* _Work to do_
Using the material below, copy every line where "Tailwind" appears.

|---|

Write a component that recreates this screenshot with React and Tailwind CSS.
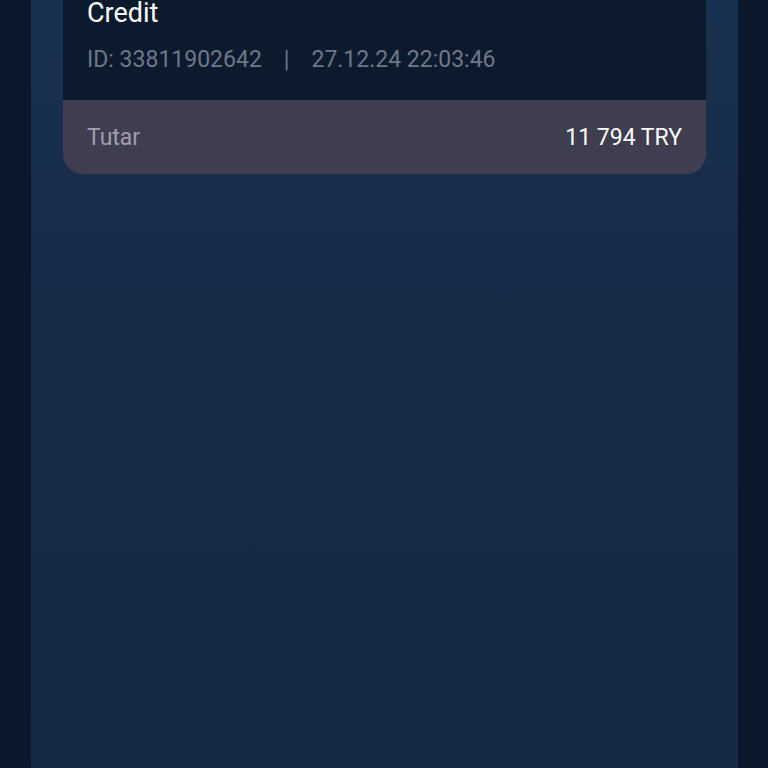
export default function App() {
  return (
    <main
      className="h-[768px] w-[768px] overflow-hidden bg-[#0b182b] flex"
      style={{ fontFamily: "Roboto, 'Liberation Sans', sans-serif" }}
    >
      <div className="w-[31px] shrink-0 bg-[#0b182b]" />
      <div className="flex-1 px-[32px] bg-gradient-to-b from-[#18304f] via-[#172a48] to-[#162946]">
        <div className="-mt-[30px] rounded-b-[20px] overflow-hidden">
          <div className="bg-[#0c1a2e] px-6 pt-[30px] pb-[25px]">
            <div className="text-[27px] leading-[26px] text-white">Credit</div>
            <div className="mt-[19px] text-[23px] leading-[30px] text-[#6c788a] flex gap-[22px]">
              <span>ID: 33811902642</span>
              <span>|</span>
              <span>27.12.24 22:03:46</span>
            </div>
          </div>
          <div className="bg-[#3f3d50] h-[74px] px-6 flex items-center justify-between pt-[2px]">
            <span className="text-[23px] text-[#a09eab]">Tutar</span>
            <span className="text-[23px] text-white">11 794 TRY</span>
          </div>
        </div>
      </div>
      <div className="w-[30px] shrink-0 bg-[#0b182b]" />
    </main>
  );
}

|---|

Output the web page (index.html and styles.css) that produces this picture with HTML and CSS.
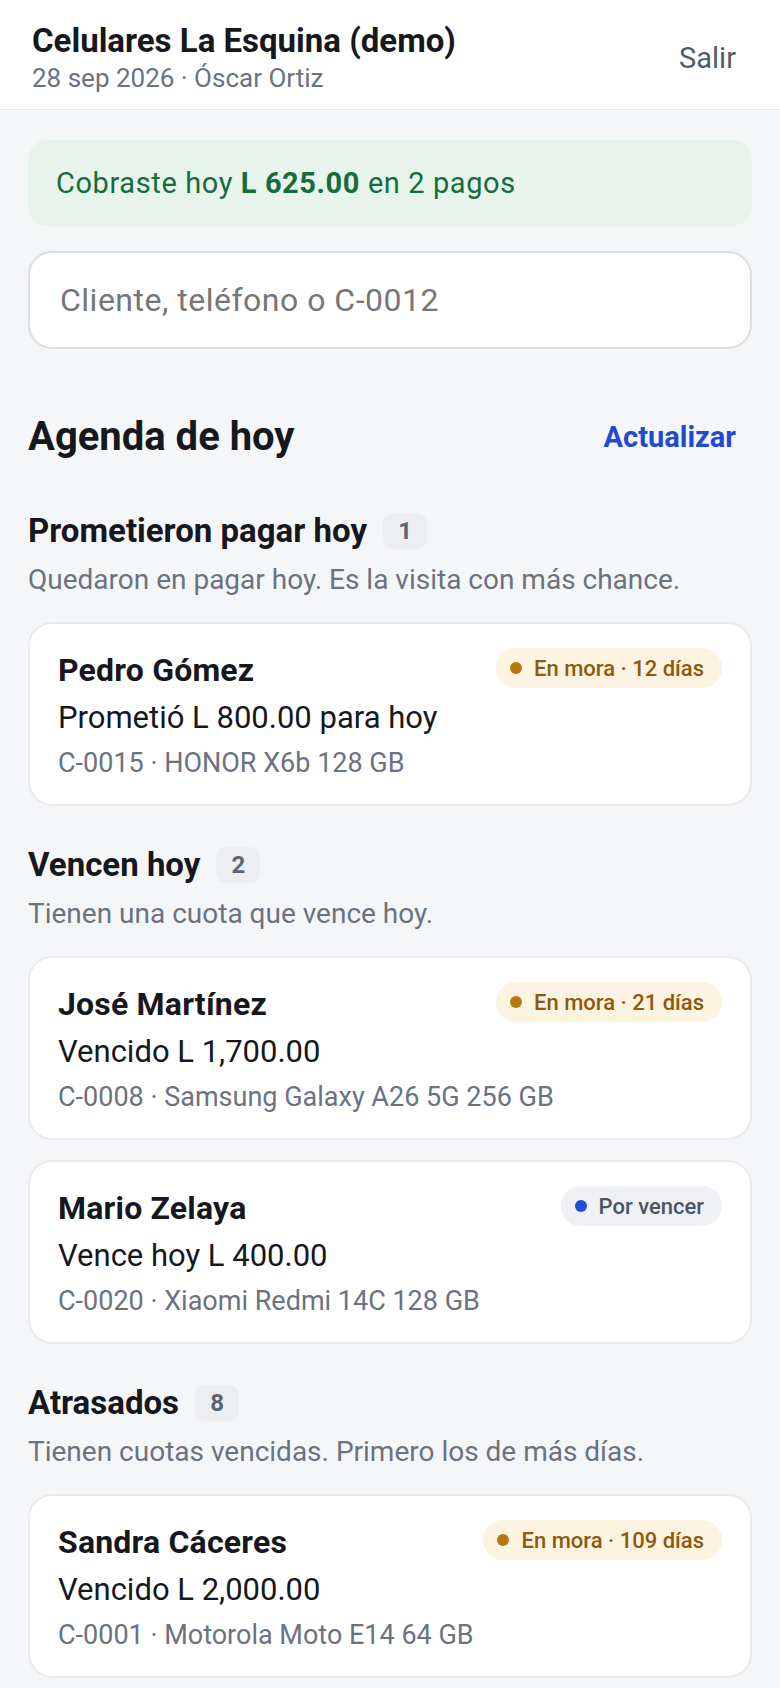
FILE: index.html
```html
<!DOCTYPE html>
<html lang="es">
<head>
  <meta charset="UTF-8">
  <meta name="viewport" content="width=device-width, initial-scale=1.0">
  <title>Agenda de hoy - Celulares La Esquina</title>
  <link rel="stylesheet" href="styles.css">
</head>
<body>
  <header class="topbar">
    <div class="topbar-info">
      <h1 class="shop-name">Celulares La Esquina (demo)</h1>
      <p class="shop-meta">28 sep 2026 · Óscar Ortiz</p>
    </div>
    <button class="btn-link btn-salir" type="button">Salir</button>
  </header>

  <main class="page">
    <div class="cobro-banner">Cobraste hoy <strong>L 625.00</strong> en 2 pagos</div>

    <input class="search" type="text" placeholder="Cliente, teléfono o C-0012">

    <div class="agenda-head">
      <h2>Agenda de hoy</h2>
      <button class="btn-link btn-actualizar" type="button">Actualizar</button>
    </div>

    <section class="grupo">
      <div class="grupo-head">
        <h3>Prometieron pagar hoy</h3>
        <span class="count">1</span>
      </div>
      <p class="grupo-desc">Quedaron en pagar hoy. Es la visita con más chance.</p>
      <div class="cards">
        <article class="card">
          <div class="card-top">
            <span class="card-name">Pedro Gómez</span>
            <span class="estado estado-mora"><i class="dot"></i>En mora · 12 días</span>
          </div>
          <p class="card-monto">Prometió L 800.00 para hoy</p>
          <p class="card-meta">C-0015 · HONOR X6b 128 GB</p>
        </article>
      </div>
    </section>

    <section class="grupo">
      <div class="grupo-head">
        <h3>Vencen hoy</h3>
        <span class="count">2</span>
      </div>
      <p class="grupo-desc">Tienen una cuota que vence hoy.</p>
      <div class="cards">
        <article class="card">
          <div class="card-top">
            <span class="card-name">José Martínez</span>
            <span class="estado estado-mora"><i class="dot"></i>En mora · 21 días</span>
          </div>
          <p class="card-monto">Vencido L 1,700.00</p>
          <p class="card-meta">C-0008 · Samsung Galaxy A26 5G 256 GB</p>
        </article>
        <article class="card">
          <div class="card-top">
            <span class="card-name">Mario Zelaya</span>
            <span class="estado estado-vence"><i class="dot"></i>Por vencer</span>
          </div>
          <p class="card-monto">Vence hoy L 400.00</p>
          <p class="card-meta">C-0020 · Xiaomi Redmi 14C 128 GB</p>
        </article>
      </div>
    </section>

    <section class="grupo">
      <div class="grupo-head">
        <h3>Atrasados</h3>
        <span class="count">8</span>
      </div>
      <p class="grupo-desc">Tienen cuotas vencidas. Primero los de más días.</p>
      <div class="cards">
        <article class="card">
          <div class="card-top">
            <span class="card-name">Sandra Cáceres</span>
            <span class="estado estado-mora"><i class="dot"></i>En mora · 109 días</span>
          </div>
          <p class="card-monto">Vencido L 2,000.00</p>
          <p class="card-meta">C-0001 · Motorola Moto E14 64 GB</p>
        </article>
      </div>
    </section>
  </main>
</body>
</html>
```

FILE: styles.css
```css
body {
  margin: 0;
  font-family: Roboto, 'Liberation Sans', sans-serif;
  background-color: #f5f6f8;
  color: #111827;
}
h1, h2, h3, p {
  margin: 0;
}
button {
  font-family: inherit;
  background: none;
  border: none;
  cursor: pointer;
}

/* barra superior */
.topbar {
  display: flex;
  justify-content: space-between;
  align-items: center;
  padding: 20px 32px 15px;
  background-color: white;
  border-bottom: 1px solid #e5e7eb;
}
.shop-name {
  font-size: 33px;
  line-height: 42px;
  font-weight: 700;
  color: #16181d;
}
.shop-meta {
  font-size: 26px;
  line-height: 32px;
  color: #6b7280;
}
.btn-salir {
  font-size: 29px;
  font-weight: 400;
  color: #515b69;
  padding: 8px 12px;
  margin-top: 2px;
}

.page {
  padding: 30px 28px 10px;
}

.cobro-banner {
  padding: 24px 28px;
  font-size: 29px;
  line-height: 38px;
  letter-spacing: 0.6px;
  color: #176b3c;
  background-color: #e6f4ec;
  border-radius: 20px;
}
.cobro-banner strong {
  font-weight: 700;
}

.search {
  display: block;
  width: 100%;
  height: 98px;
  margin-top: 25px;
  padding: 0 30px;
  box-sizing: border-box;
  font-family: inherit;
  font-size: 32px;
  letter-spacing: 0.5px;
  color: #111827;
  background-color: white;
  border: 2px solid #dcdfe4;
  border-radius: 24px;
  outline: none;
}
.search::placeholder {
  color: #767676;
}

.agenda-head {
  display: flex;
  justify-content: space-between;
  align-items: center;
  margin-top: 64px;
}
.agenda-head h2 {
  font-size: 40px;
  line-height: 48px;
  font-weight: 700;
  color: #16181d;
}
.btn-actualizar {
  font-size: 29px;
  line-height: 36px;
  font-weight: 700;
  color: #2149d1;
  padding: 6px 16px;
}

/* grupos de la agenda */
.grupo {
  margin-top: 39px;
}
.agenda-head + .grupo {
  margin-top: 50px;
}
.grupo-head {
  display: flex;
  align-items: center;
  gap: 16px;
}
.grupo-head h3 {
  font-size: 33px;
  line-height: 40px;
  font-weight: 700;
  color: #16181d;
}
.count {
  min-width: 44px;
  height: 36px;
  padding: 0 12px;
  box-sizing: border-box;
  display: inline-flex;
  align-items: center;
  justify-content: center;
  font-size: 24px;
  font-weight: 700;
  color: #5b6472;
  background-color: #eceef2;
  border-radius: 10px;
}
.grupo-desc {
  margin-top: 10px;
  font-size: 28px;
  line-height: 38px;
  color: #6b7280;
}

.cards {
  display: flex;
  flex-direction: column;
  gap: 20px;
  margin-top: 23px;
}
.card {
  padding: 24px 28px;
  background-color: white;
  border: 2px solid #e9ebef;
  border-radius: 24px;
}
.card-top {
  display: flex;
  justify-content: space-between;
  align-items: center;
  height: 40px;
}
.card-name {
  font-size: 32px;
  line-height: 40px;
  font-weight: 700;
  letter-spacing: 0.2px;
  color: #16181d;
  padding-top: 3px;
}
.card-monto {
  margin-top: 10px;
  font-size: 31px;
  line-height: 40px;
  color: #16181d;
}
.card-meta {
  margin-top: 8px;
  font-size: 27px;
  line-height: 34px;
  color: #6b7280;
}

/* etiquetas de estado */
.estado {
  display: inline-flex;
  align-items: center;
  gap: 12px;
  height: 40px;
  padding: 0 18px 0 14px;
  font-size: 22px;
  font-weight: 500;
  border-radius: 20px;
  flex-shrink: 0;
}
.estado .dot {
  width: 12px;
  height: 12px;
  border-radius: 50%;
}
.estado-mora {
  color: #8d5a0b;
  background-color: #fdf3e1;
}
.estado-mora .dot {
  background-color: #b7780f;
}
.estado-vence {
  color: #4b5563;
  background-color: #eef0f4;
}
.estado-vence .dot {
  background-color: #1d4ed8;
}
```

|---|

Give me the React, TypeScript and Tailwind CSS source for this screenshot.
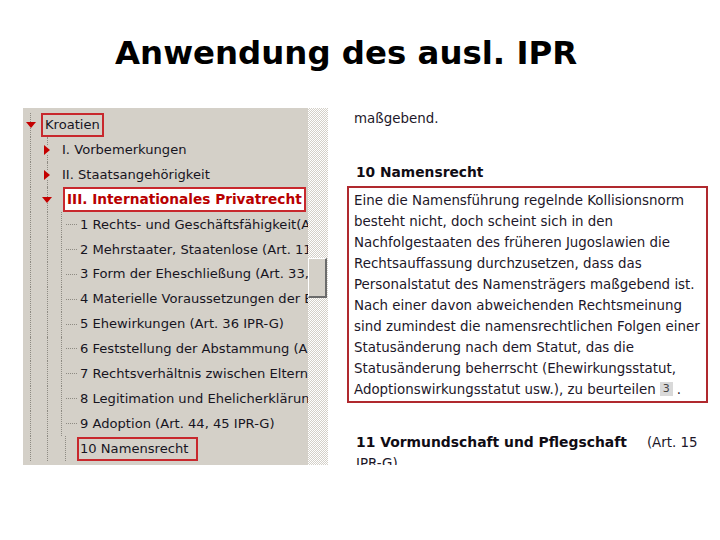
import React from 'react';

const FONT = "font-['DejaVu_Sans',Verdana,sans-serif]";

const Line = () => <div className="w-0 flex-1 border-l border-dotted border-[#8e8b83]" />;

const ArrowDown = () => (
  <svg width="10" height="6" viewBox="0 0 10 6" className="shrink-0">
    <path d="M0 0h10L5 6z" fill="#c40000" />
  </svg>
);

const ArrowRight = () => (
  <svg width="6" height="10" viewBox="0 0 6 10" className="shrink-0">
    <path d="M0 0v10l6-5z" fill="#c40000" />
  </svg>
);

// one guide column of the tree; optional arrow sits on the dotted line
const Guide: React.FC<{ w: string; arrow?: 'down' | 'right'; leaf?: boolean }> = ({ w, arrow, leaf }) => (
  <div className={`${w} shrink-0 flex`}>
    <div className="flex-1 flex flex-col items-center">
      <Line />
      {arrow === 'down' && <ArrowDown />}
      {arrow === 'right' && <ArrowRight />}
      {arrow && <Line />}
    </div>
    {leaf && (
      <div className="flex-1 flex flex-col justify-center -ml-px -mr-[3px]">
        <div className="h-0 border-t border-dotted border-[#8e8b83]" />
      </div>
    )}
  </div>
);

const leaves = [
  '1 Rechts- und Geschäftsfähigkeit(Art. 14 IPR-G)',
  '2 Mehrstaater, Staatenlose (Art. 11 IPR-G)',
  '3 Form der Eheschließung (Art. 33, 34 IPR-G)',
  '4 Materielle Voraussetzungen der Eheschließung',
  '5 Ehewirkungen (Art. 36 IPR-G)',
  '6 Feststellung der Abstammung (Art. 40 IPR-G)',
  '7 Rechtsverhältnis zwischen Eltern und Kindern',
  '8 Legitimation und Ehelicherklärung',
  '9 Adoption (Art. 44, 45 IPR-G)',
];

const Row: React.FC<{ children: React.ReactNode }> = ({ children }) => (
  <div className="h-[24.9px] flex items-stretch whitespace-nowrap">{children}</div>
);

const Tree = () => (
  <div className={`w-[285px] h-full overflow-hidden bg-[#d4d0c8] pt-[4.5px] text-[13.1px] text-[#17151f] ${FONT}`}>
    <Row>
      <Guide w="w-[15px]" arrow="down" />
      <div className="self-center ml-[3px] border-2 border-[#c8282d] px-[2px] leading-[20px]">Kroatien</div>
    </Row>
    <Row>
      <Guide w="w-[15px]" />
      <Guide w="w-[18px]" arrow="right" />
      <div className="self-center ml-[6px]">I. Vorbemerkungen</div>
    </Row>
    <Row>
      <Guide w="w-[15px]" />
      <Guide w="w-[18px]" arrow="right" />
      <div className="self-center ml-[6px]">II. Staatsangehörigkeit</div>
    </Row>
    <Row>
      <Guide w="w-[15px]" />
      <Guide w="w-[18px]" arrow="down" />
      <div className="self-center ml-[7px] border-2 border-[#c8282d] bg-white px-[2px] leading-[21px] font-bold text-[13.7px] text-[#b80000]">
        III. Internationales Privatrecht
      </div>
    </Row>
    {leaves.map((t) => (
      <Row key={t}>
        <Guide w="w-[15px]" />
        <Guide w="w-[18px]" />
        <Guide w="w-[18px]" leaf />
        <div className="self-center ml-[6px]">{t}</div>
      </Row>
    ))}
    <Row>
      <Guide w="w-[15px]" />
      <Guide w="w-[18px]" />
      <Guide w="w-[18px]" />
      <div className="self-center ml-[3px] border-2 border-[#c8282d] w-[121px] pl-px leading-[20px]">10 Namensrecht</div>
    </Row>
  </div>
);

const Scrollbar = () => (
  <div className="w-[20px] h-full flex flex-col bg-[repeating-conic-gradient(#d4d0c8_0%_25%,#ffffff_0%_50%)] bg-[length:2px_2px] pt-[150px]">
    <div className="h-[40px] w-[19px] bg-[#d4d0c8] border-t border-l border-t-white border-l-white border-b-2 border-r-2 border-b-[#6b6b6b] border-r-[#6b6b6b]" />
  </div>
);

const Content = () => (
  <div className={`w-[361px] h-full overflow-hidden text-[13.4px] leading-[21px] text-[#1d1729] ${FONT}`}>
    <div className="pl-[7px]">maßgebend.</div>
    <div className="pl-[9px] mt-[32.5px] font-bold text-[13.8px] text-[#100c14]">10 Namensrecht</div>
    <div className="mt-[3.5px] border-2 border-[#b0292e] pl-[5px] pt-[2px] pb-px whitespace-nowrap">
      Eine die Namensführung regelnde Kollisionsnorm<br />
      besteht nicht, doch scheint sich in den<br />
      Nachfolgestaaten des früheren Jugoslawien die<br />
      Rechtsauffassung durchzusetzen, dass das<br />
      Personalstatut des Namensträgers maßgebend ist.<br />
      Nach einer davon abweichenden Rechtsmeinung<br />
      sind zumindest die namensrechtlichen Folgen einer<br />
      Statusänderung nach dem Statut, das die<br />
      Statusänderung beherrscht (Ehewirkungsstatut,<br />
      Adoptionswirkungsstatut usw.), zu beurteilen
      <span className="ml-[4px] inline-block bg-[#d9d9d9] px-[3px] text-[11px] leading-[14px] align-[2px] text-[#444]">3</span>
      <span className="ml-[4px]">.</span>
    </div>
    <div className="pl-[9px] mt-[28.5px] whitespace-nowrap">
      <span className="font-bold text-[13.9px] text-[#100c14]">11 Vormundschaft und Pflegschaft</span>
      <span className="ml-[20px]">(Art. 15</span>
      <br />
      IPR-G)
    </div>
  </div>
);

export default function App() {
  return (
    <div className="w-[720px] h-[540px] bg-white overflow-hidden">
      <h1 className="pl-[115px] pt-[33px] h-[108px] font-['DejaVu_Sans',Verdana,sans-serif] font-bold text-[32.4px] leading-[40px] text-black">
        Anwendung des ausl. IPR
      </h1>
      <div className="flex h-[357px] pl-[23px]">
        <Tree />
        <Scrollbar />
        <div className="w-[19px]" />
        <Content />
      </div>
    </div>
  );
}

|---|

* _Correct response_
Write a component that recreates this screenshot with React and Tailwind CSS.
Give me the React, TypeScript and Tailwind CSS source for this screenshot.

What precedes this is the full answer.